Dr Laila Iskandar was the Minister of State for Urban Renewal and Informal Settlements in Egypt from July 2014-September 2015 and Minister of State for Environmental Affairs from 2013-2014. Prior to holding public office, she was a leading member of civil society both nationally and internationally, working with youth, women and children in livelihood programs in informal urban settlements and deprived villages in Upper Egypt. CID Consulting was awarded the “Social Entrepreneur of the Year” award in 2006 at the World Economic Forum by the Schwab Foundation. She studied economics, political science at Cairo University, Near Eastern studies and international education development at UC Berkeley, California and Columbia University, N.Y (Doctorate in International Education Development). She has been working with the informal waste recyclers/collectors of Cairo since 1983. CID Consulting is currently working on plastic neutrality issues and climate change designing partnerships between multinationals and informal waste recyclers.

Naila Kabeer is Professor Emeritus at the Department of International Development, a Faculty member of the International Inequalities Institute and on the government board of the Atlantic Fellowship for Social and Economic Equity at the London School of Economics, UK. She has extensive experience in research, teaching and advisory work in the fields of gender, poverty, livelihoods, social protection and inclusive citizenship, with a particular focus on South Asia. She has published books, journal articles, working papers and blogs on these issues. Her first book ‘Reversed Realities: Gender Hierarchies in Development Thought’ was published in 1994 while her more recent one ‘Renegotiating patriarchy: gender, agency and the Bangladesh paradox’ (LSE Press Open Access) came out in 2024. She has worked in an advisory capacity with various international agencies, such as the World Bank, UNDP, UN Women and the Asian Development Bank,  with international NGOs, such as OXFAM and ActionAid and with national NGOs, such as BRAC in Bangladesh and PRADAN in India. She is on the editorial board of Feminist Economics and Gender and Development and serves in an editorial advisory capacity for Development and Change, Bangladesh Development Studies and European Journal of Development Research. She is also currently on the advisory boards of UNRISD, UNU-International Institute for Global Health, a member of the UN Women Leaders’ Network and of the UN High Level Expert Group on ‘Beyond Growth’

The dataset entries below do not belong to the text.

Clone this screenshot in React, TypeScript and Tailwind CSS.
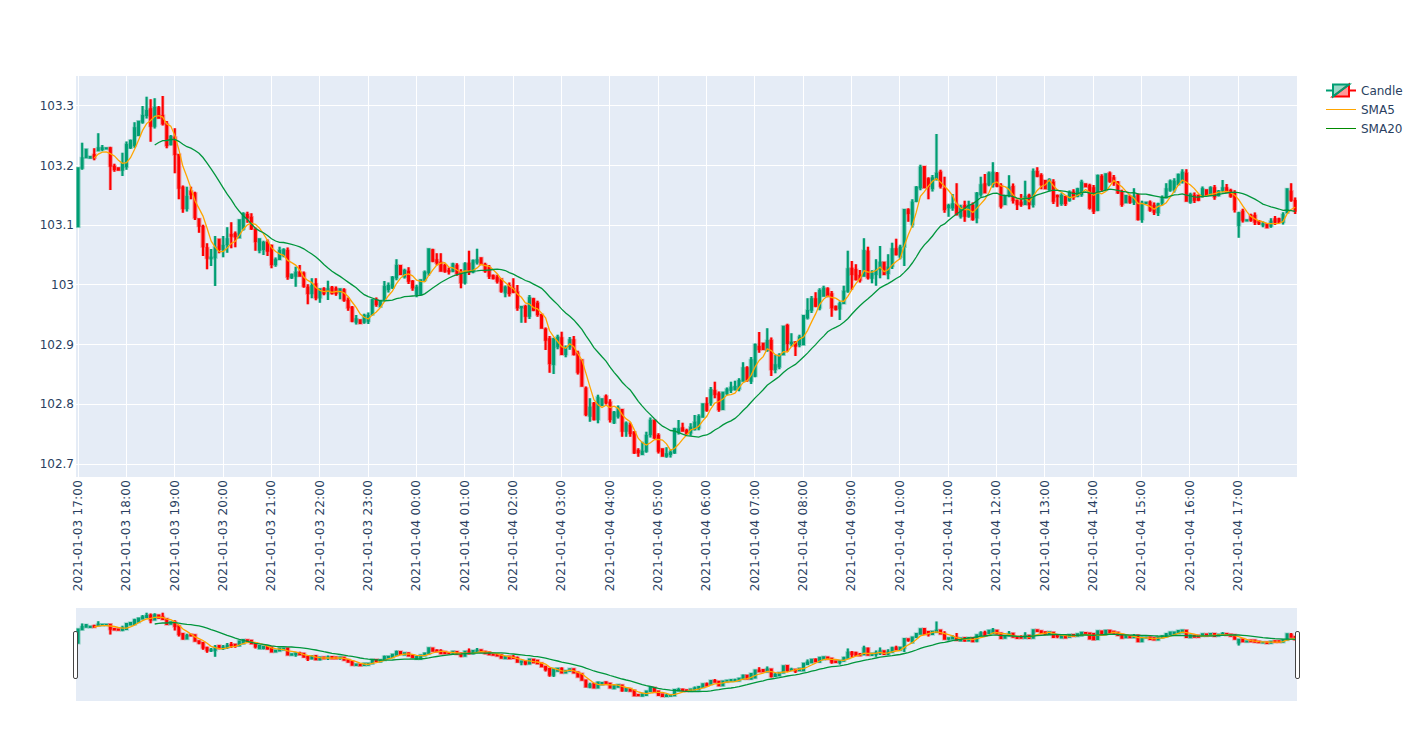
import React from "react";

// candle rows read off the chart: [up, bodyTop, bodyBottom, wickTop, wickBottom], 3x pixel rows from yBase
type Row = [number, number, number, number?, number?];

const sections: { yBase: number; rows: Row[] }[] = [
  {
    yBase: 70,
    rows: [
      [1,292,472,292,472],[1,262,296,218],[1,236,265,236,265],[1,258,266,258,266],[0,252,265,235],[1,232,244,190],[1,232,240,225],[1,232,235,232,235],
      [0,232,290,0,360],[0,287,300],[0,292,302],[1,278,302,248,318],[1,222,292],[1,210,235],[1,172,228,157],[1,152,198],
      [1,135,158,108],[1,120,138,80],[0,115,170,88,215],[1,110,170,85],[0,112,146,108],[0,135,163,78],[0,160,228,0,235],[1,198,225,195],
      [0,200,255,175,310],[0,252,356,0,388],[0,350,417,0,428],[1,378,417,350],[0,362,375,350,388],[0,368,445,365,450],[0,445,470,0,488],[0,468,532,0,558],
      [0,532,566,520,598],[1,560,568,537,588],[1,530,565,498,648],[0,506,540,0,550],[1,525,540,498,562],[1,505,525,472,548],[0,492,500,457,535],[0,490,502,0,532],
      [1,448,505],[1,430,478],[0,432,445,425,458],[0,440,478,430],[0,478,516,0,542],[1,505,542,0,550],[1,516,540,0,555],[0,516,545,0,558],
      [0,525,585,0,595],[1,568,585],[1,540,570,530],[1,538,558],[0,540,622],[1,612,625],[1,605,620,590,650],[0,605,620,585],
      [0,608,650],[0,650,672,0,703],[1,645,672,625,685],[0,640,685,625],[1,655,685,0,698],[0,655,672],[1,655,665,632,690],[0,650,672],
      [0,655,672],[1,655,668,0,688],[0,658,692],[0,690,715],[0,710,755],[1,745,758,735],[0,748,762],[1,735,758],
      [1,735,755],[1,688,735],[0,688,705],[1,690,712],
    ],
  },
  {
    yBase: 220,
    rows: [
      [1,198,240,183],[1,195,210],[1,170,205],[1,135,175,118],[0,135,165],[1,150,172],[0,152,185,142],[0,182,205,0,212],
      [1,200,226],[1,178,226],[1,155,182],[1,85,160,85],[0,88,125],[0,118,130,100],[0,125,155,100],[0,135,155],
      [0,150,155],[1,130,155],[0,135,162],[0,155,190,148,205],[1,130,190],[0,128,158,92],[1,120,158],[1,118,128,86],
      [0,112,135],[0,132,155],[0,142,170],[0,165,177],[0,170,185],[0,175,215,0,218],[1,200,220,0,232],[0,195,222],
      [0,205,218,175],[0,215,265,195,272],[1,258,265,0,308],[0,258,290,0,308],[1,232,290],[0,235,272],[0,248,285],[0,282,326],
      [0,326,362,0,390],[0,355,432,0,458],[1,355,435,0,462],[1,350,382],[0,352,405,335],[1,380,405,0,412],[1,358,382],[0,358,405,348],
      [0,398,458],[0,418,500],[0,503,585],[1,560,590,535,605],[0,548,600],[1,530,600,0,610],[1,535,558],[0,527,550],
      [0,545,600],[1,575,610],[1,562,590],[0,567,635,0,650],[1,608,635,0,650],[0,615,642,0,650],[0,635,700],[0,690,700,0,710],
      [1,692,705,665],[1,645,695,635],[1,600,645],[0,600,655],[0,645,695],
    ],
  },
  {
    yBase: 120,
    rows: [
      [0,985,1010],[1,1000,1010,982],[1,995,1005],[1,925,1000],[1,925,938,900],[0,922,935,908],[0,930,942],[1,920,940,910],
      [1,905,930,885],[1,888,925],[1,850,893],[0,850,872,832],[1,808,850],[0,810,825,785,835],[0,820,870],[1,815,870],
      [1,806,822],[1,800,812,785],[1,798,810,782],[1,780,808],[1,742,785,727],[0,742,782],[1,718,785],[1,672,770],
      [0,678,690,636,698],[0,668,690],[1,660,692,625],[0,660,750,0,768],[1,733,750,705,760],[1,705,742],[1,617,706],[0,615,672,0,695],
      [1,665,672,640],[0,665,680,0,708],[1,650,676],[1,585,676],[1,570,595,535],[1,535,572],[0,535,560,517],[1,510,565],
      [1,503,530,497],[0,505,528],[0,520,565,0,590],[0,558,570],[1,550,568,0,600],[1,512,552,497],[1,445,515,392],[0,443,465,423,510],
      [0,447,480,433],[0,465,482,450],[1,390,470,355],[0,392,475,380],[1,458,476,0,490],[1,450,465,418,497],[1,425,450,378,475],[0,425,465],
      [1,440,462,403,478],[1,385,440,368],[0,385,405,356],[1,380,412],[1,267,382,0,438],[0,268,282,0,305],[1,245,315],[1,200,245],
      [1,140,205],[0,138,205],[0,175,200,0,238],[1,172,207],[1,158,180,42],[0,155,200],[0,205,270,170,278],[1,255,265,0,290],
      [1,250,265,222],[0,252,285,190],
    ],
  },
  {
    yBase: 70,
    rows: [
      [1,410,440],[0,405,440,392,455],[1,405,440,392],[0,405,450,0,452],[1,368,445,0,460],[1,343,375,320],[0,340,370,312],[1,308,345],
      [1,305,345,277],[0,308,350],[0,345,410],[1,375,405],[1,350,378,316],[0,348,393],[0,390,405,0,420],[0,395,405,372,410],
      [1,378,405,332],[0,375,405,0,418],[1,303,405],[0,303,320,292],[0,315,345,0,358],[0,330,358],[1,328,360],[0,335,395],
      [0,375,378,0,410],[1,375,402],[0,378,402,0,408],[1,365,392],[0,365,382],[1,355,380],[1,335,375],[0,340,352],
      [0,345,415],[0,352,425],[1,315,422],[0,318,360],[1,310,362],[0,308,335],[0,322,340],[0,335,370],
      [0,365,405],[1,375,400],[0,378,398],[1,378,398,355],[0,372,450],[1,398,450,0,458],[1,395,402],[0,395,422],
      [0,405,428],[1,400,430,0,438],[1,382,400],[1,355,385,340],[1,332,362],[1,332,360],[1,312,345],[1,305,335,298],
      [0,308,395,298],[1,372,398],[0,375,392],[0,375,392],[1,355,378],[0,358,378],[1,352,375],[0,352,382],
      [1,362,378],[1,352,362,330],[0,352,368,342],[0,360,380],[0,368,420],[1,427,468,0,503],[0,422,452],[1,448,452],
      [0,435,452],[0,435,458],[0,452,463],[1,460,463],[0,460,475],[1,452,470,445],[0,445,458],[0,445,458],
      [1,432,458],[1,355,430],[0,362,392,340],[0,390,425],
    ],
  },
];

const GREEN = "#009e73";
const RED = "#ff0000";

type Candle = { up: boolean; x: number; top: number; bot: number; hi: number; lo: number; close: number };

// plot panels are positioned at x=76, candles are drawn in panel coordinates
const candles: Candle[] = sections
  .flatMap((s) => s.rows.map((r) => ({ s, r })))
  .map(({ s, r }, i) => {
    const toY = (z: number) => s.yBase + z / 3 - 76;
    const [up, t, b, h, l] = r;
    const spread = 1 + ((i * 7) % 5) * 0.6;
    const top = toY(t) + 1;
    const bot = Math.max(toY(b) - 1, top + 0.2);
    return {
      up: up === 1,
      x: 2.1 + 4.03 * i,
      top,
      bot,
      hi: h ? toY(h) : top - spread,
      lo: l ? toY(l) : bot + spread,
      close: up === 1 ? top : bot,
    };
  });

const sma = (n: number) =>
  candles.flatMap((c, i) => {
    if (i < n - 1) return [];
    const sum = candles.slice(i - n + 1, i + 1).reduce((acc, k) => acc + k.close, 0);
    return [[c.x, sum / n] as [number, number]];
  });

const sma5 = sma(5);
const sma20 = sma(20);

const hours = Array.from({ length: 25 }, (_, i) => i);
const xLabels = hours.map((h) => {
  const hour = (17 + h) % 24;
  const day = h < 7 ? "03" : "04";
  return `2021-01-${day} ${String(hour).padStart(2, "0")}:00`;
});

const yTicks = ["103.3", "103.2", "103.1", "103", "102.9", "102.8", "102.7"];
const yGrid = [29.5, 89.5, 149.5, 208.5, 268.5, 328.5, 388.5];

const candlePath = (c: Candle, half: number, scale: number) => {
  const top = c.top * scale;
  const bot = c.bot * scale;
  return `M${c.x - half},${top}H${c.x + half}V${bot}H${c.x - half}ZM${c.x},${top}V${c.hi * scale}M${c.x},${bot}V${c.lo * scale}`;
};

const Series: React.FC<{ scale: number }> = ({ scale }) => {
  const line = (pts: [number, number][]) =>
    "M" + pts.map(([x, y]) => `${x.toFixed(1)},${(y * scale).toFixed(1)}`).join("L");
  return (
    <>
      {candles.map((c, i) => (
        <g key={i} stroke={c.up ? GREEN : RED} fill={c.up ? GREEN : RED}>
          {/* pale halo the candles have in the picture */}
          <path d={candlePath(c, 0.9, scale)} strokeWidth={3.4} opacity={0.3} />
          <path d={candlePath(c, 0.5, scale)} strokeWidth={2} />
        </g>
      ))}
      <path d={line(sma5)} fill="none" stroke="#ffa500" strokeWidth={1.3} />
      <path d={line(sma20)} fill="none" stroke="#00963c" strokeWidth={1.3} />
    </>
  );
};

const LegendRow: React.FC<{ label: string; children: React.ReactNode }> = ({ label, children }) => (
  <div className="flex h-[19px] items-center">
    <svg width="30" height="19" viewBox="-15 -9.5 30 19" className="shrink-0">
      {children}
    </svg>
    <span className="ml-[5px] whitespace-nowrap">{label}</span>
  </div>
);

export default function App() {
  return (
    <div className="w-[1409px] h-[733px] overflow-hidden bg-white pt-[76px] text-xs text-[#2a3f5f] font-['DejaVu_Sans',Verdana,sans-serif]">
      <div className="flex h-[401px]">
        <div className="flex w-[76px] shrink-0 flex-col">
          {yTicks.map((t) => (
            <div key={t} className="flex h-[59.7px] shrink-0 items-center justify-end pr-[2px]">
              {t}
            </div>
          ))}
        </div>
        <div className="h-[401px] w-[1221px] shrink-0 bg-[#e5ecf6]">
          <svg width="1221" height="401" className="block">
            {hours.map((h) => {
              const x = Math.floor(2.3 + 48.33 * h) + 0.5;
              return <line key={h} x1={x} x2={x} y1={0} y2={401} stroke="#fff" strokeWidth={1} />;
            })}
            {yGrid.map((y) => (
              <line key={y} x1={0} x2={1221} y1={y} y2={y} stroke="#fff" strokeWidth={1} />
            ))}
            <Series scale={1} />
          </svg>
        </div>
        <div className="ml-[29px] flex flex-col pt-[5px]">
          <LegendRow label="Candle">
            <path d="M15,0H8M8,-6V6H-8Z" stroke={RED} strokeWidth={2} fill="rgba(255,0,0,0.4)" />
            <path d="M-15,0H-8M-8,6V-6H8Z" stroke={GREEN} strokeWidth={2} fill="rgba(0,158,115,0.4)" />
          </LegendRow>
          <LegendRow label="SMA5">
            <line x1={-15} x2={15} y1={0} y2={0} stroke="#ffa500" strokeWidth={1} />
          </LegendRow>
          <LegendRow label="SMA20">
            <line x1={-15} x2={15} y1={0} y2={0} stroke="#008a00" strokeWidth={1} />
          </LegendRow>
        </div>
      </div>

      <div className="flex h-[131px] items-start pl-[54px] pt-[3px]">
        {xLabels.map((label) => (
          <div key={label} className="flex w-[48.33px] shrink-0 justify-center">
            <span className="rotate-180 whitespace-nowrap leading-[12px] tracking-[0.2px] [writing-mode:vertical-rl]">
              {label}
            </span>
          </div>
        ))}
      </div>

      <div className="relative ml-[76px] h-[93px] w-[1221px] bg-[#e5ecf6]">
        <svg width="1221" height="93" className="block">
          <Series scale={93 / 401} />
        </svg>
        <div className="absolute left-[-3px] top-[23px] h-[48px] w-[5px] rounded-[2px] border border-[#444] bg-white" />
        <div className="absolute left-[1219px] top-[23px] h-[48px] w-[5px] rounded-[2px] border border-[#444] bg-white" />
      </div>
    </div>
  );
}
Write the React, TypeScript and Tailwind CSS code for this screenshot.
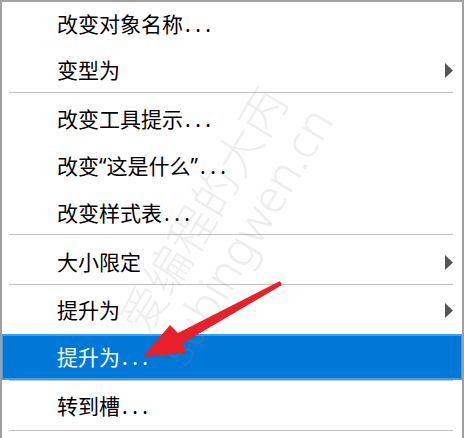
import { ReactNode } from "react";

type Item = { label: string; dots?: boolean; h: string; sub?: boolean; active?: boolean };

const groups: Item[][] = [
  [
    { label: "改变对象名称", dots: true, h: "h-[45px]" },
    { label: "变型为", h: "h-[45px] pt-[2px]", sub: true },
  ],
  [
    { label: "改变工具提示", dots: true, h: "h-[47px] pt-[5px]" },
    { label: "改变“这是什么”", dots: true, h: "h-[47px] pt-[6px]" },
    { label: "改变样式表", dots: true, h: "h-[47px] pt-[6px]" },
  ],
  [{ label: "大小限定", h: "h-[49px] pt-[6px]", sub: true }],
  [
    { label: "提升为", h: "h-[49px] pt-[2px]", sub: true },
    { label: "提升为", dots: true, h: "h-[46px]", active: true },
  ],
  [{ label: "转到槽", dots: true, h: "h-[49px] pt-[2px]" }],
];

function SubArrow() {
  return (
    <svg width="8" height="15" viewBox="0 0 8 15" className="shrink-0">
      <polygon points="0,0 8,7.5 0,15" fill="#555555" />
    </svg>
  );
}

function Label({ item }: { item: Item }) {
  return (
    <span>
      {item.label}
      {item.dots && <span className="ml-[2px] tracking-[4.5px]">...</span>}
    </span>
  );
}

function Row({ item }: { item: Item }): ReactNode {
  if (item.active) {
    return (
      <div
        className={`${item.h} relative -mx-px flex items-center border-2 border-[#3d9ff0] bg-[#0078d7] pl-[54px] text-white`}
      >
        <Label item={item} />
      </div>
    );
  }
  return (
    <div className={`${item.h} flex items-center justify-between pl-[55px] pr-[9px] text-black`}>
      <Label item={item} />
      {item.sub && <SubArrow />}
    </div>
  );
}

export default function App() {
  return (
    <div
      className="relative w-[464px] h-[438px] overflow-hidden bg-white border-t-2 border-x-2 border-[#a0a0a0] text-[21px] leading-none"
      style={{ fontFamily: '"Noto Sans", "Noto Sans CJK SC", sans-serif' }}
    >
      {groups.map((g, i) => (
        <div key={i}>
          {g.map((item, j) => (
            <Row key={j} item={item} />
          ))}
          <div className="h-px ml-[7px] mr-[9px] bg-[#c2c2c2]" />
        </div>
      ))}

      {/* watermark */}
      <div className="pointer-events-none absolute left-[222px] top-[221px] -translate-x-1/2 -translate-y-1/2 -rotate-[59deg] whitespace-nowrap text-center text-[46px] leading-[49px] font-light text-[rgba(150,150,150,0.18)]">
        <div>爱编程的大丙</div>
        <div>subingwen.cn</div>
      </div>

      {/* red arrow */}
      <svg
        className="pointer-events-none absolute -left-[2px] -top-[2px]"
        width="464"
        height="438"
        viewBox="0 0 464 438"
      >
        <polygon
          points="280,281 178,333 170,325 143,357 186,353 183,343 282,285"
          fill="#e8202a"
        />
      </svg>
    </div>
  );
}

Jo Swinson has been Director of P4NE, a grant-making fund seeking to catalyse transformational change in our economy so that it values and benefits nature and all people, since 2020. She has a long-standing passion for new economics. Jo is a former UK Government Minister, Liberal Democrat party leader and MP, in 2009 she co-founded a cross-party group of MPs to work collaboratively on new economic thinking and wellbeing economics.

Looking Ahead

This is the second in a series of dialogues on the inequality emergency. Together, they connect:

  1. The Inequality Emergency: From Report to Redesign (Wednesday 22nd April 2026) – engaging the G20 report and the IPI establishment at a formative moment.
  2. The Invisible Economy: Inequality, Informality and Democratic Space – bringing the macro architecture of inequality down to the structural conditions that make most work invisible.
  3. A third dialogue focused directly on inequality and democracy – picking up the G20 report’s finding that highly unequal countries are seven times more likely to experience democratic decline, and asking what that means in practice.
  4. A fourth dialogue later in 2026, after the IPI’s anticipated launch at the UN General Assembly, exploring how the new institution is taking shape, what early lessons are emerging, and the deeper thread connecting inequality to democratic erosion.

Together, these conversations trace an arc from diagnosis, through lived reality, to the institutional imagination required to act.

This is not a webinar. It is a deliberative, interactive dialogue – an invitation to listen, reflect and explore what becomes visible when we view the inequality emergency from the standpoint of those the system was not built to see.